#### Directions for this task
Find each line containing the string "React" and return it.

-- start Given information --

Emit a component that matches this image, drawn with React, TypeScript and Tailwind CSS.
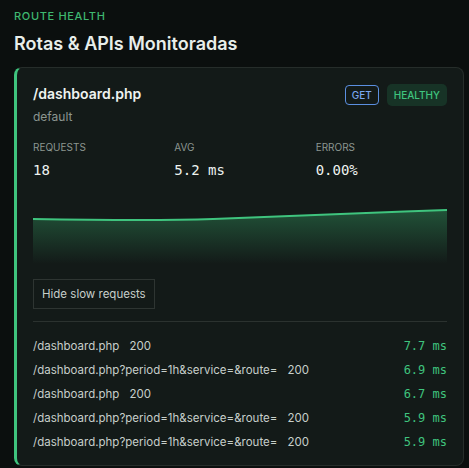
import React from 'react';

interface SlowRequest {
  path: string;
  status: number;
  ms: string;
}

const requests: SlowRequest[] = [
  { path: '/dashboard.php', status: 200, ms: '7.7 ms' },
  { path: '/dashboard.php?period=1h&service=&route=', status: 200, ms: '6.9 ms' },
  { path: '/dashboard.php', status: 200, ms: '6.7 ms' },
  { path: '/dashboard.php?period=1h&service=&route=', status: 200, ms: '5.9 ms' },
  { path: '/dashboard.php?period=1h&service=&route=', status: 200, ms: '5.9 ms' },
];

const stats = [
  { label: 'Requests', value: '18' },
  { label: 'Avg', value: '5.2 ms' },
  { label: 'Errors', value: '0.00%' },
];

const mono = { fontFamily: '"DejaVu Sans Mono", monospace' };

// Latency sparkline: a soft area under a single green line
const Sparkline: React.FC = () => (
  <svg viewBox="0 0 414 56" preserveAspectRatio="none" className="block w-full h-[56px]">
    <defs>
      <linearGradient id="latFill" x1="0" y1="0" x2="0" y2="1">
        <stop offset="0%" stopColor="#2f8a58" stopOpacity="0.5" />
        <stop offset="100%" stopColor="#2f8a58" stopOpacity="0" />
      </linearGradient>
    </defs>
    <path
      d="M0 11 C 60 12, 120 13, 180 11 S 330 5, 414 2 L 414 56 L 0 56 Z"
      fill="url(#latFill)"
    />
    <path
      d="M0 11 C 60 12, 120 13, 180 11 S 330 5, 414 2"
      fill="none"
      stroke="#3fc47e"
      strokeWidth="2"
    />
  </svg>
);

export default function App() {
  return (
    <div
      className="w-[469px] h-[468px] bg-[#0b0f0e] px-[14px] pt-[9px] overflow-hidden"
      style={{ fontFamily: 'Inter, "Noto Sans", sans-serif' }}
    >
      <div className="text-[11px] font-medium tracking-[0.06em] text-[#3fb870] leading-[14px]">ROUTE HEALTH</div>
      <h1 className="mt-[10px] text-[18px] font-semibold text-[#e8eeea] leading-[22px]">Rotas &amp; APIs Monitoradas</h1>

      <div className="mt-[12px] w-[450px] rounded-lg border border-[#262d2a] border-l-[3px] border-l-[#3fc47e] bg-[#131a18] pl-[16px] pr-[16px] pt-[16px] pb-[15px]">
        <div className="flex items-start justify-between">
          <div>
            <div className="text-[14px] font-semibold text-[#eef3f0] leading-[20px]">/dashboard.php</div>
            <div className="mt-[5px] text-[12px] text-[#8c9690] leading-[16px]">default</div>
          </div>
          <div className="flex items-center gap-2">
            <span className="rounded-[4px] border border-[#5b8fe0] px-[6px] py-[3px] text-[10px] font-medium text-[#7aa7f0] leading-[12px]">GET</span>
            <span className="rounded-[5px] bg-[#173326] px-[7px] py-[5px] text-[10px] font-medium text-[#3fc47e] leading-[12px]">HEALTHY</span>
          </div>
        </div>

        <div className="mt-[16px] grid grid-cols-3 gap-[10px]">
          {stats.map((s) => (
            <div key={s.label}>
              <div className="text-[10px] uppercase text-[#8c9690] leading-[12px]">{s.label}</div>
              <div className="mt-[9px] text-[14px] text-[#eef3f0] leading-[16px]" style={mono}>{s.value}</div>
            </div>
          ))}
        </div>

        <div className="mt-[30px]">
          <Sparkline />
        </div>

        <button
          type="button"
          className="mt-[15px] border border-[#2e3532] px-[8px] h-[30px] text-[11.5px] text-[#c7cfca] leading-[14px]"
        >
          Hide slow requests
        </button>

        <div className="mt-[12px] border-t border-[#2b322f]" />

        <div className="mt-[16px] flex flex-col gap-[8px]">
          {requests.map((r, i) => (
            <div key={i} className="flex items-center justify-between h-[16px]">
              <span className="text-[11.5px] text-[#c7cfca] leading-[16px]">
                {r.path}
                <span className="ml-[10px]">{r.status}</span>
              </span>
              <span className="text-[12px] text-[#3fc47e] leading-[16px]" style={mono}>{r.ms}</span>
            </div>
          ))}
        </div>
      </div>
    </div>
  );
}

-- end Given information --

#### Result below
Emit a component that matches this image, drawn with React, TypeScript and Tailwind CSS.
import React from 'react';
const Sparkline: React.FC = () => (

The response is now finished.